>>>>>

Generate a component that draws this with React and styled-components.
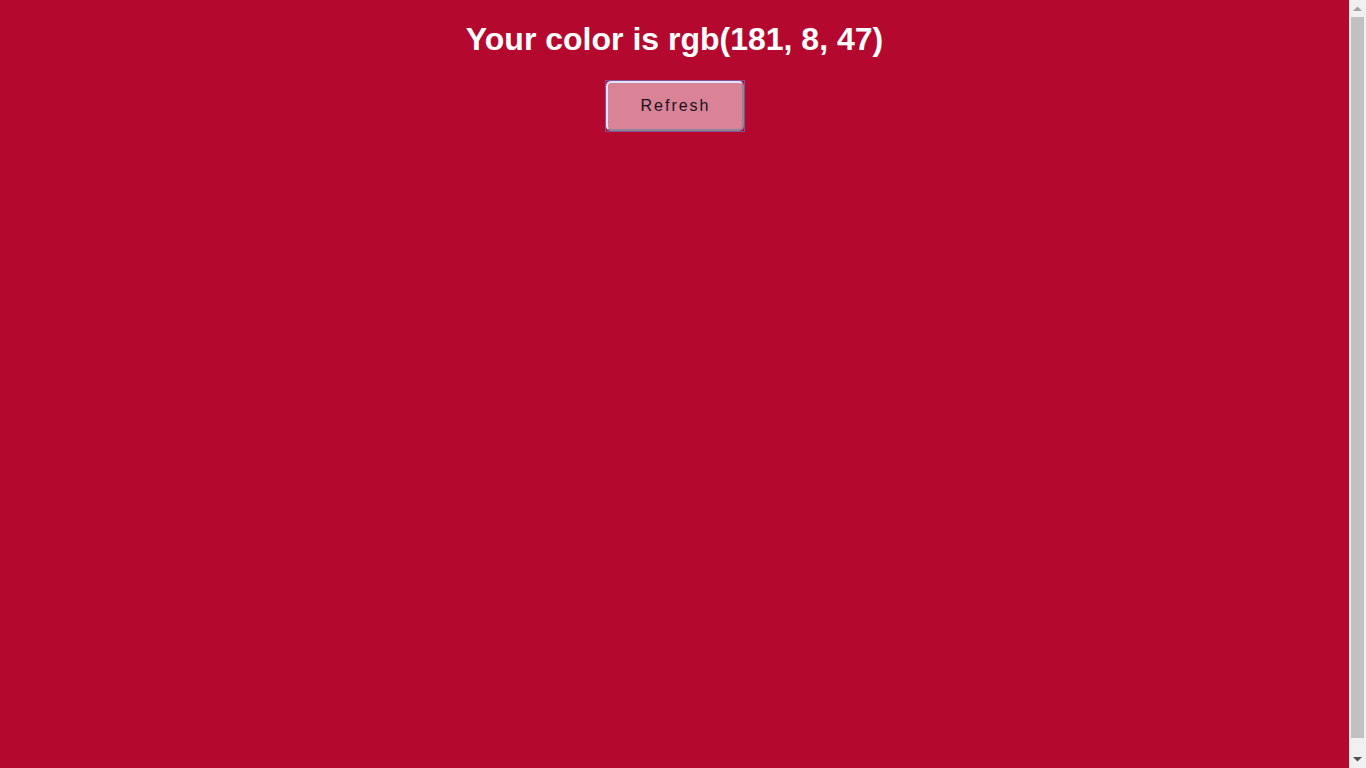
import React from "react";
import styled, { createGlobalStyle } from "styled-components";

const Global = createGlobalStyle`
  html { background: rgb(181, 8, 47); }
  body {
    margin: 0;
    font-family: "Liberation Sans", Arial, sans-serif;
  }
`;

const Page = styled.main`
  min-height: 100vh;
  padding-right: 17px;
  display: flex;
  flex-direction: column;
  align-items: center;
`;

const Title = styled.h1`
  margin: 21.44px 0;
  font-size: 32px;
  line-height: 37px;
  font-weight: 700;
  color: #fff;
  text-align: center;
`;

const Button = styled.button`
  width: 140px;
  height: 52px;
  padding: 0;
  margin: 0;
  border: 1px solid #85509c;
  background: transparent;
  display: flex;
  cursor: pointer;
`;

const Face = styled.span`
  flex: 1;
  display: flex;
  align-items: center;
  justify-content: center;
  border-radius: 5px;
  border: 2px solid;
  border-color: #dfe4fb #8e8794 #8e8794 #dfe4fb;
  background: rgb(218, 131, 151);
  color: #16121c;
  font-family: "Liberation Sans", Arial, sans-serif;
  font-size: 16px;
  letter-spacing: 2px;
  padding-left: 2px;
`;

/* imitation of the browser's classic vertical scrollbar, laid over the page edge */
const ScrollBar = styled.div`
  position: fixed;
  top: 0;
  right: 0;
  width: 17px;
  height: 100vh;
  background: #f0f0f0;
  display: flex;
  flex-direction: column;
`;

const Arrow = styled.div`
  height: 17px;
  flex: none;
  display: flex;
  align-items: center;
  justify-content: center;
`;

const Track = styled.div`
  flex: 1;
  padding: 0 2px 13px;
  display: flex;
`;

const Thumb = styled.div`
  flex: 1;
  background: #c1c1c1;
`;

export default function App() {
  return (
    <>
      <Global />
      <Page>
        <Title>Your color is rgb(181, 8, 47)</Title>
        <Button>
          <Face>Refresh</Face>
        </Button>
      </Page>
      <ScrollBar>
        <Arrow>
          <svg width="9" height="5" viewBox="0 0 9 5">
            <path d="M0 5 L4.5 0.5 L9 5 Z" fill="#a3a3a3" />
          </svg>
        </Arrow>
        <Track>
          <Thumb />
        </Track>
        <Arrow>
          <svg width="9" height="5" viewBox="0 0 9 5">
            <path d="M0 0 L4.5 4.5 L9 0 Z" fill="#505050" />
          </svg>
        </Arrow>
      </ScrollBar>
    </>
  );
}
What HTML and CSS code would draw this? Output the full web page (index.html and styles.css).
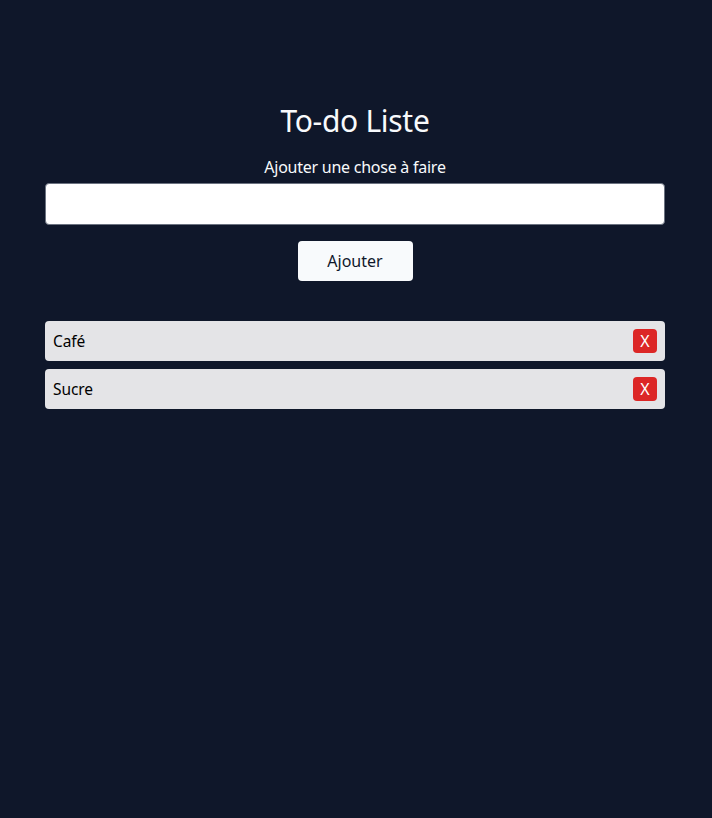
FILE: index.html
```html
<!DOCTYPE html>
<html lang="fr">
<head>
<meta charset="utf-8">
<title>To-do Liste</title>
<link rel="stylesheet" href="styles.css">
</head>
<body>
<main class="app">
  <h1 class="title">To-do Liste</h1>
  <form class="form">
    <label class="label" for="todo">Ajouter une chose à faire</label>
    <input class="input" id="todo" type="text">
    <button class="add" type="button">Ajouter</button>
  </form>
  <ul class="list">
    <li class="item"><span>Café</span><button class="del" type="button">X</button></li>
    <li class="item"><span>Sucre</span><button class="del" type="button">X</button></li>
  </ul>
</main>
</body>
</html>
```
FILE: styles.css
```css
html, body {
  margin: 0;
  padding: 0;
  background: #0f172a;
  height: 100%;
}
body {
  font-family: "Noto Sans", "Open Sans", sans-serif;
  color: #f8fafc;
}
.app {
  width: 620px;
  margin: 0 0 0 45px;
  padding-top: 101px;
}
.title {
  margin: 0;
  font-size: 30px;
  font-weight: 400;
  line-height: 40px;
  text-align: center;
  letter-spacing: -0.3px;
}
.form {
  display: flex;
  flex-direction: column;
  align-items: center;
  margin-top: 14px;
}
.label {
  font-size: 16px;
  line-height: 24px;
  letter-spacing: -0.25px;
}
.input {
  box-sizing: border-box;
  width: 100%;
  height: 42px;
  margin-top: 4px;
  background: #fff;
  border: 1px solid #6b7280;
  border-radius: 4px;
}
.add {
  margin-top: 16px;
  width: 115px;
  height: 40px;
  background: #f8fafc;
  border: none;
  border-radius: 4px;
  font-family: inherit;
  font-size: 16px;
  color: #0f172a;
}
.list {
  list-style: none;
  margin: 40px 0 0;
  padding: 0;
  display: flex;
  flex-direction: column;
  gap: 8px;
}
.item {
  height: 40px;
  box-sizing: border-box;
  display: flex;
  align-items: center;
  justify-content: space-between;
  padding: 0 8px;
  background: #e4e4e7;
  border-radius: 4px;
  color: #000;
  font-size: 15.5px;
  letter-spacing: -0.1px;
}
.del {
  width: 24px;
  height: 24px;
  padding: 0;
  border: none;
  border-radius: 4px;
  background: #dc2626;
  color: #fff;
  font-family: inherit;
  font-size: 16px;
  line-height: 24px;
}
```
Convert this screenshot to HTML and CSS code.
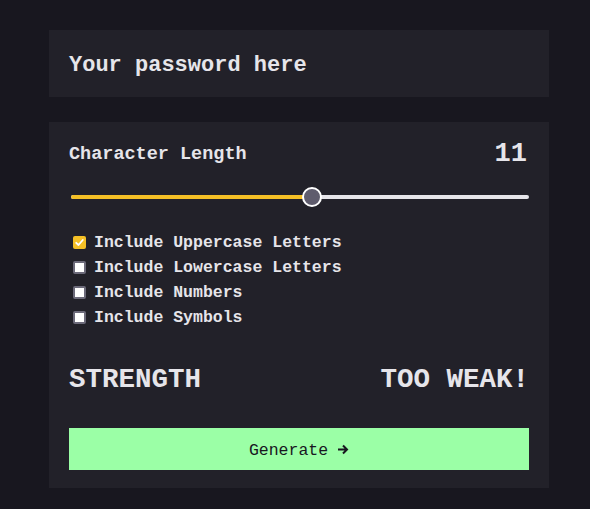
FILE: index.html
```html
<!DOCTYPE html>
<html lang="en">
<head>
<meta charset="utf-8">
<title>Password Generator</title>
<link rel="stylesheet" href="styles.css">
</head>
<body>
<main class="app">
  <div class="output">Your password here</div>
  <section class="card">
    <div class="length-row">
      <span class="length-label">Character Length</span>
      <span class="length-value">11</span>
    </div>
    <div class="slider">
      <div class="track">
        <div class="fill" style="width: 52.7%"></div>
        <div class="thumb" style="left: 52.7%"></div>
      </div>
    </div>
    <ul class="options">
      <li class="option"><span class="box checked"><svg viewBox="0 0 13 13" width="13" height="13"><path d="M3.2 6.8 L5.5 9 L9.8 4" fill="none" stroke="#fff" stroke-width="1.8" stroke-linecap="round" stroke-linejoin="round"/></svg></span>Include Uppercase Letters</li>
      <li class="option"><span class="box"></span>Include Lowercase Letters</li>
      <li class="option"><span class="box"></span>Include Numbers</li>
      <li class="option"><span class="box"></span>Include Symbols</li>
    </ul>
    <div class="strength">
      <span>STRENGTH</span>
      <span>TOO WEAK!</span>
    </div>
    <button class="generate"><span>Generate</span><svg class="arrow" viewBox="0 0 12 11" width="12" height="11"><path d="M1 5.5 H10 M6 1.5 L10 5.5 L6 9.5" fill="none" stroke="#18171f" stroke-width="2"/></svg></button>
  </section>
</main>
</body>
</html>
```
FILE: styles.css
```css
* { box-sizing: border-box; }
body {
  margin: 0;
  background: #18171f;
  color: #e6e5ea;
  font-family: "Liberation Mono", "DejaVu Sans Mono", monospace;
}
.app {
  width: 500px;
  margin-left: 49px;
  padding-top: 30px;
  display: flex;
  flex-direction: column;
  gap: 25px;
}
.output {
  height: 67px;
  background: #222129;
  padding: 4px 20px 0;
  display: flex;
  align-items: center;
  font-size: 22px;
  font-weight: bold;
  color: #e6e5ea;
}
.card {
  background: #222129;
  padding: 21px 20px 18px;
  display: flex;
  flex-direction: column;
}
.length-row {
  height: 22px;
  display: flex;
  justify-content: space-between;
  align-items: center;
}
.length-label {
  font-size: 18.5px;
  font-weight: bold;
}
.length-value {
  font-size: 27px;
  font-weight: bold;
  margin-right: 2px;
}
.slider {
  margin-top: 22px;
  height: 20px;
  display: flex;
  align-items: center;
  padding: 0 0 0 2px;
}
.track {
  position: relative;
  width: 459px;
  height: 4px;
  border-radius: 2px;
  background: #e6e5ea;
}
.fill {
  height: 100%;
  border-radius: 2px;
  background: #f5c026;
}
.thumb {
  position: absolute;
  top: 50%;
  width: 20px;
  height: 20px;
  margin: -10px 0 0 -10px;
  border-radius: 50%;
  background: #5f5c6d;
  border: 2px solid #fff;
}
.options {
  list-style: none;
  margin: 23px 0 0;
  padding: 0;
}
.option {
  height: 25px;
  display: flex;
  align-items: center;
  gap: 8px;
  padding-left: 4px;
  font-size: 16.5px;
  font-weight: bold;
}
.box {
  width: 13px;
  height: 13px;
  border-radius: 2px;
  background: #fff;
  border: 2px solid #6c6a7a;
  display: flex;
  flex: none;
}
.box.checked {
  background: #f5c026;
  border: none;
}
.strength {
  margin-top: 33px;
  height: 32px;
  display: flex;
  justify-content: space-between;
  align-items: center;
  font-size: 27.5px;
  font-weight: bold;
}
.generate {
  margin-top: 33px;
  height: 42px;
  border: none;
  background: #9bffa6;
  color: #18171f;
  font-family: "Liberation Mono", "DejaVu Sans Mono", monospace;
  font-size: 16.5px;
  display: flex;
  align-items: center;
  justify-content: center;
  gap: 9px;
  padding: 2px 0 0;
}
.arrow {
  display: block;
  margin-top: -1px;
}
```
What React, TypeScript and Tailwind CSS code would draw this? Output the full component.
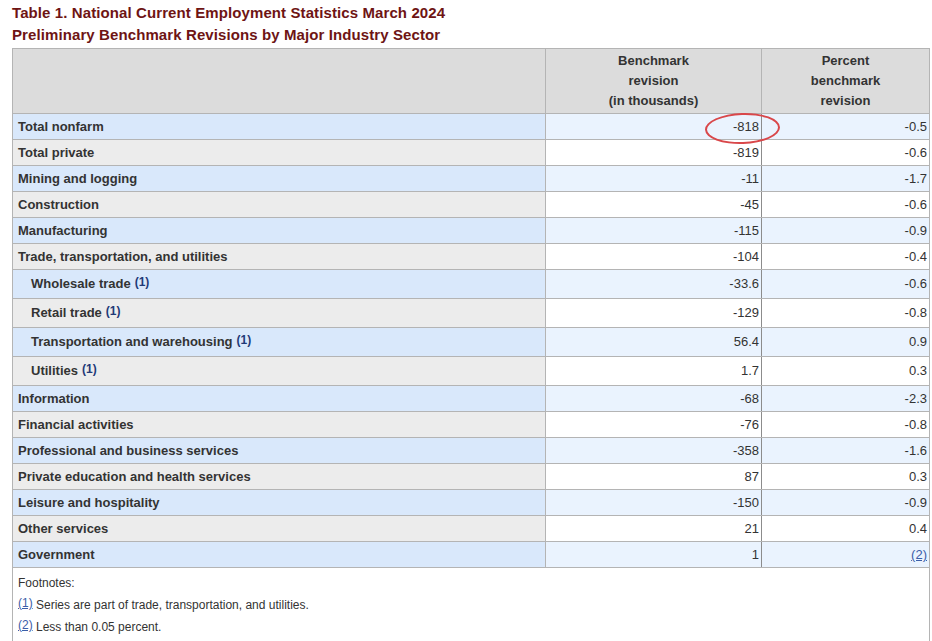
import React from "react";

type Row = { label: string; rev: string; pct: string; sub?: boolean; note2?: boolean };

const rows: Row[] = [
  { label: "Total nonfarm", rev: "-818", pct: "-0.5" },
  { label: "Total private", rev: "-819", pct: "-0.6" },
  { label: "Mining and logging", rev: "-11", pct: "-1.7" },
  { label: "Construction", rev: "-45", pct: "-0.6" },
  { label: "Manufacturing", rev: "-115", pct: "-0.9" },
  { label: "Trade, transportation, and utilities", rev: "-104", pct: "-0.4" },
  { label: "Wholesale trade", rev: "-33.6", pct: "-0.6", sub: true },
  { label: "Retail trade", rev: "-129", pct: "-0.8", sub: true },
  { label: "Transportation and warehousing", rev: "56.4", pct: "0.9", sub: true },
  { label: "Utilities", rev: "1.7", pct: "0.3", sub: true },
  { label: "Information", rev: "-68", pct: "-2.3" },
  { label: "Financial activities", rev: "-76", pct: "-0.8" },
  { label: "Professional and business services", rev: "-358", pct: "-1.6" },
  { label: "Private education and health services", rev: "87", pct: "0.3" },
  { label: "Leisure and hospitality", rev: "-150", pct: "-0.9" },
  { label: "Other services", rev: "21", pct: "0.4" },
  { label: "Government", rev: "1", pct: "", note2: true },
];

export default function App() {
  return (
    <div className="w-[932px] h-[641px] overflow-hidden bg-white pl-3 pt-[2px] text-[#333] font-['Tahoma','Liberation_Sans',sans-serif]">
      <h1 className="text-[15px] leading-[22px] font-bold text-[#6e1414] tracking-[0.1px]">
        Table 1. National Current Employment Statistics March 2024
        <br />
        Preliminary Benchmark Revisions by Major Industry Sector
      </h1>
      <table className="mt-[2px] w-[917px] border-collapse text-[13px] table-fixed">
        <colgroup>
          <col className="w-[533px]" />
          <col className="w-[216px]" />
          <col className="w-[168px]" />
        </colgroup>
        <thead>
          <tr className="h-[65px] bg-[#dcdcdc] font-bold leading-[20px]">
            <th className="border border-[#b4b4b4]"></th>
            <th className="border border-[#b4b4b4] text-center font-bold">
              Benchmark
              <br />
              revision
              <br />
              (in thousands)
            </th>
            <th className="border border-[#b4b4b4] text-center font-bold">
              Percent
              <br />
              benchmark
              <br />
              revision
            </th>
          </tr>
        </thead>
        <tbody>
          {rows.map((r, i) => {
            const odd = i % 2 === 0;
            return (
              <tr key={r.label} className={r.sub ? "h-[29px]" : "h-[26px]"}>
                <th
                  className={`border border-[#b4b4b4] text-left font-bold ${r.sub ? "pl-[18px]" : "pl-[5px]"} ${
                    odd ? "bg-[#d9e8fb]" : "bg-[#ececec]"
                  }`}
                >
                  {r.label}
                  {r.sub && (
                    <span className="relative -top-[2px] ml-[4px] text-[12px] font-bold text-[#1f3a78]">(1)</span>
                  )}
                </th>
                <td
                  className={`relative border border-[#b4b4b4] border-r-[#8c8c8c] pr-[2px] text-right ${
                    odd ? "bg-[#eaf3fe]" : "bg-white"
                  }`}
                >
                  {r.rev}
                  {i === 0 && (
                    <span className="pointer-events-none absolute z-10 left-[159px] -top-[1px] h-[31px] w-[75px] -rotate-2 rounded-[50%] border-[2.5px] border-[#d9474a]" />
                  )}
                </td>
                <td className={`border border-[#b4b4b4] pr-[2px] text-right ${odd ? "bg-[#eaf3fe]" : "bg-white"}`}>
                  {r.note2 ? <span className="text-[#3b5ea8] underline decoration-[#3b5ea8]">(2)</span> : r.pct}
                </td>
              </tr>
            );
          })}
          <tr>
            <td colSpan={3} className="border border-[#b4b4b4] px-[5px] pt-[4px] pb-[6px] text-[12px] leading-[22px] font-normal">
              <div>Footnotes:</div>
              <div>
                <span className="relative -top-[2px] text-[#3b5ea8] underline">(1)</span> Series are part of trade,
                transportation, and utilities.
              </div>
              <div>
                <span className="relative -top-[2px] text-[#3b5ea8] underline">(2)</span> Less than 0.05 percent.
              </div>
            </td>
          </tr>
        </tbody>
      </table>
    </div>
  );
}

<<<<<

**Requirement:** Transcribe only the lines from the line holding "What React, TypeScript" through the line holding "string; rev: string;", inclusive, without any of the pictures.

**Response:**
What React, TypeScript and Tailwind CSS code would draw this? Output the full component.
import React from "react";

type Row = { label: string; rev: string; pct: string; sub?: boolean; note2?: boolean };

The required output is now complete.